How often do you cross paths with the love of your life before you actually meet them? Maybe you smile at your crush every day when you get your morning coffee, but you can’t build up the courage to talk. Happn could be for you. It’s a dating app that shows the profiles of other singles and pinpoints the last place and time you were near to each other. All your prospective matches are people you’ve crossed paths with, so you’re always starting out with something in common.

You can like people secretly, and they won’t find out unless they like you too. If you’re comfortable being bolder, then you can tap the Charm button to let them know you’re interested. However, Charms cost coins which you’ll have to buy with real cash via in-app purchases. When you get a match — which Happn calls a Crush — you can start chatting with each other.

It’s very quick and easy to set up and use. The profile creation is pretty standard. You add photos, age, profession, and interests, and you can also specify what you feel like doing, whether that’s a walk in the park, a movie, or a drink.

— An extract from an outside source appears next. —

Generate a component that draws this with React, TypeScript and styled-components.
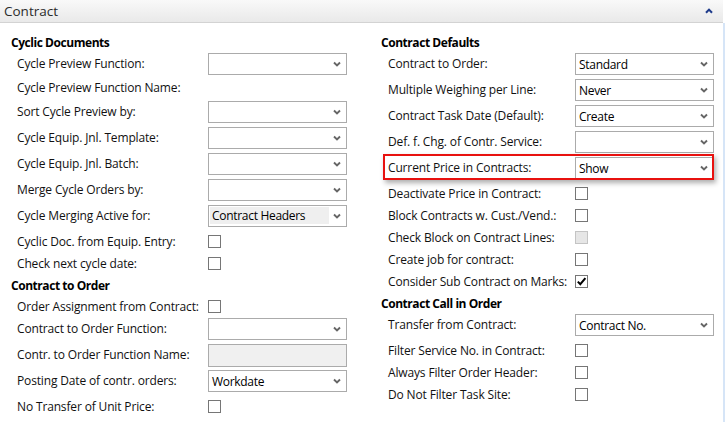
import React from "react";
import styled, { createGlobalStyle } from "styled-components";

const GlobalStyle = createGlobalStyle`
  html, body { margin: 0; padding: 0; background: #ffffff; }
  body {
    font-family: "Open Sans", "Noto Sans", "Liberation Sans", sans-serif;
    color: #111;
  }
  * { box-sizing: border-box; }
`;

const Panel = styled.div`
  width: 726px;
  height: 422px;
  overflow: hidden;
  background: #fff;
`;

const Header = styled.div`
  width: 723px;
  height: 23px;
  display: flex;
  align-items: center;
  justify-content: space-between;
  padding: 0 10px 1px 4px;
  background: linear-gradient(#f9f9f9, #e9e9e9);
  border-bottom: 1px solid #d3d3d3;
`;

const HeaderTitle = styled.span`
  font-size: 13.5px;
  color: #2b2b2b;
  line-height: 16px;
`;

const Body = styled.div`
  width: 725px;
  height: 399px;
  display: flex;
  gap: 34px;
  padding: 7px 0 0 11px;
  border-right: 2px solid #d6e5f7;
`;

const Column = styled.div<{ $w: number }>`
  width: ${(p) => p.$w}px;
  display: flex;
  flex-direction: column;
`;

const Heading = styled.div`
  padding-top: 5px;
  line-height: 16px;
  height: 21px;
  font-size: 12px;
  font-weight: 700;
  letter-spacing: -0.45px;
  color: #000;
  white-space: nowrap;
`;

type Kind = "select" | "check" | "label";

const Row = styled.div<{ $kind: Kind; $indent: number }>`
  position: relative;
  display: flex;
  align-items: center;
  height: ${(p) => (p.$kind === "select" ? 26 : 22)}px;
  padding-top: ${(p) => (p.$kind === "check" ? 3 : 0)}px;
  padding-left: ${(p) => p.$indent}px;
`;

const Label = styled.span<{ $w: number }>`
  width: ${(p) => p.$w}px;
  flex: none;
  font-size: 12px;
  line-height: 16px;
  letter-spacing: -0.15px;
  color: #111;
  white-space: nowrap;
`;

const SelectBox = styled.div`
  width: 139px;
  height: 22px;
  display: flex;
  align-items: stretch;
  border: 1px solid #ababab;
  background: #fff;
`;

const SelectValue = styled.span<{ $filled?: boolean }>`
  flex: 1;
  display: flex;
  align-items: center;
  margin: ${(p) => (p.$filled ? "1px 0 2px 1px" : "0")};
  padding-left: ${(p) => (p.$filled ? 2 : 3)}px;
  background: ${(p) => (p.$filled ? "#efefef" : "transparent")};
  font-size: 12px;
  letter-spacing: -0.3px;
  color: #000;
  white-space: nowrap;
`;

const Arrow = styled.span`
  width: 17px;
  flex: none;
  display: flex;
  align-items: center;
  justify-content: center;
  padding-right: 1px;
`;

const TextBox = styled.div<{ $disabled?: boolean }>`
  width: 139px;
  height: 23px;
  border: 1px solid #ababab;
  background: ${(p) => (p.$disabled ? "#f0f0f0" : "#fff")};
`;

const Check = styled.span<{ $disabled?: boolean }>`
  width: 13px;
  height: 13px;
  flex: none;
  display: flex;
  align-items: center;
  justify-content: center;
  border: 1px solid ${(p) => (p.$disabled ? "#c4c4c4" : "#767676")};
  background: ${(p) => (p.$disabled ? "#e6e6e6" : "#fff")};
`;

const Highlight = styled.span`
  position: absolute;
  top: -1px;
  left: 2px;
  right: 0;
  height: 26px;
  border: 2px solid #e8110f;
  box-shadow: 2px 3px 5px rgba(0, 0, 0, 0.32);
  pointer-events: none;
  z-index: 1;
`;

const Chevron = () => (
  <svg width="8" height="6" viewBox="0 0 8 6">
    <polyline
      points="1,1.5 4,4.5 7,1.5"
      fill="none"
      stroke="#666"
      strokeWidth="1.9"
    />
  </svg>
);

const CaretUp = () => (
  <svg width="8" height="6" viewBox="0 0 8 6">
    <polyline
      points="1,4.8 4,1.6 7,4.8"
      fill="none"
      stroke="#1d3a8a"
      strokeWidth="2"
    />
  </svg>
);

const CheckMark = () => (
  <svg width="11" height="11" viewBox="0 0 11 11">
    <polyline
      points="1.8,5.6 4.3,8.2 9.4,2.2"
      fill="none"
      stroke="#000"
      strokeWidth="2"
    />
  </svg>
);

type Field =
  | { type: "select"; label: string; value?: string; filled?: boolean; highlight?: boolean }
  | { type: "check"; label: string; checked?: boolean; disabled?: boolean }
  | { type: "label"; label: string }
  | { type: "text"; label: string; disabled?: boolean };

type Section = { title: string; fields: Field[] };

const leftSections: Section[] = [
  {
    title: "Cyclic Documents",
    fields: [
      { type: "select", label: "Cycle Preview Function:" },
      { type: "label", label: "Cycle Preview Function Name:" },
      { type: "select", label: "Sort Cycle Preview by:" },
      { type: "select", label: "Cycle Equip. Jnl. Template:" },
      { type: "select", label: "Cycle Equip. Jnl. Batch:" },
      { type: "select", label: "Merge Cycle Orders by:" },
      { type: "select", label: "Cycle Merging Active for:", value: "Contract Headers", filled: true },
      { type: "check", label: "Cyclic Doc. from Equip. Entry:" },
      { type: "check", label: "Check next cycle date:" },
    ],
  },
  {
    title: "Contract to Order",
    fields: [
      { type: "check", label: "Order Assignment from Contract:" },
      { type: "select", label: "Contract to Order Function:" },
      { type: "text", label: "Contr. to Order Function Name:", disabled: true },
      { type: "select", label: "Posting Date of contr. orders:", value: "Workdate" },
      { type: "check", label: "No Transfer of Unit Price:" },
    ],
  },
];

const rightSections: Section[] = [
  {
    title: "Contract Defaults",
    fields: [
      { type: "select", label: "Contract to Order:", value: "Standard" },
      { type: "select", label: "Multiple Weighing per Line:", value: "Never" },
      { type: "select", label: "Contract Task Date (Default):", value: "Create" },
      { type: "select", label: "Def. f. Chg. of Contr. Service:" },
      { type: "select", label: "Current Price in Contracts:", value: "Show", highlight: true },
      { type: "check", label: "Deactivate Price in Contract:" },
      { type: "check", label: "Block Contracts w. Cust./Vend.:" },
      { type: "check", label: "Check Block on Contract Lines:", disabled: true },
      { type: "check", label: "Create job for contract:" },
      { type: "check", label: "Consider Sub Contract on Marks:", checked: true },
    ],
  },
  {
    title: "Contract Call in Order",
    fields: [
      { type: "select", label: "Transfer from Contract:", value: "Contract No." },
      { type: "check", label: "Filter Service No. in Contract:" },
      { type: "check", label: "Always Filter Order Header:" },
      { type: "check", label: "Do Not Filter Task Site:" },
    ],
  },
];

const FieldRow: React.FC<{ field: Field; indent: number; labelW: number }> = ({
  field,
  indent,
  labelW,
}) => {
  const kind: Kind =
    field.type === "check" ? "check" : field.type === "label" ? "label" : "select";
  return (
    <Row $kind={kind} $indent={indent}>
      <Label $w={labelW}>{field.label}</Label>
      {field.type === "select" && (
        <SelectBox>
          <SelectValue $filled={field.filled}>{field.value ?? ""}</SelectValue>
          <Arrow>
            <Chevron />
          </Arrow>
        </SelectBox>
      )}
      {field.type === "text" && <TextBox $disabled={field.disabled} />}
      {field.type === "check" && (
        <Check $disabled={field.disabled}>{field.checked && <CheckMark />}</Check>
      )}
      {field.type === "select" && field.highlight && <Highlight />}
    </Row>
  );
};

const SectionBlock: React.FC<{ section: Section; indent: number; labelW: number }> = ({
  section,
  indent,
  labelW,
}) => (
  <>
    <Heading>{section.title}</Heading>
    {section.fields.map((f) => (
      <FieldRow key={f.label} field={f} indent={indent} labelW={labelW} />
    ))}
  </>
);

export default function App() {
  return (
    <>
      <GlobalStyle />
      <Panel>
        <Header>
          <HeaderTitle>Contract</HeaderTitle>
          <CaretUp />
        </Header>
        <Body>
          <Column $w={336}>
            {leftSections.map((s) => (
              <SectionBlock key={s.title} section={s} indent={6} labelW={191} />
            ))}
          </Column>
          <Column $w={333}>
            {rightSections.map((s) => (
              <SectionBlock key={s.title} section={s} indent={7} labelW={187} />
            ))}
          </Column>
        </Body>
      </Panel>
    </>
  );
}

Happn has some nifty integrations, so you can use Facebook to set up your profile, hook up your Instagram account to automatically add photos, and add Spotify to see if your musical tastes align.

Happn uses the GPS functionality in your phone to track your movements. If you’ve been within 250 meters of a potential match, then you’ll see their profile. For that reason, it works best for city dwellers. People can’t contact you unless you tap the Heart on their profile. Happn never displays your position to other users in real-time, and you can also block users if you have stalking concerns.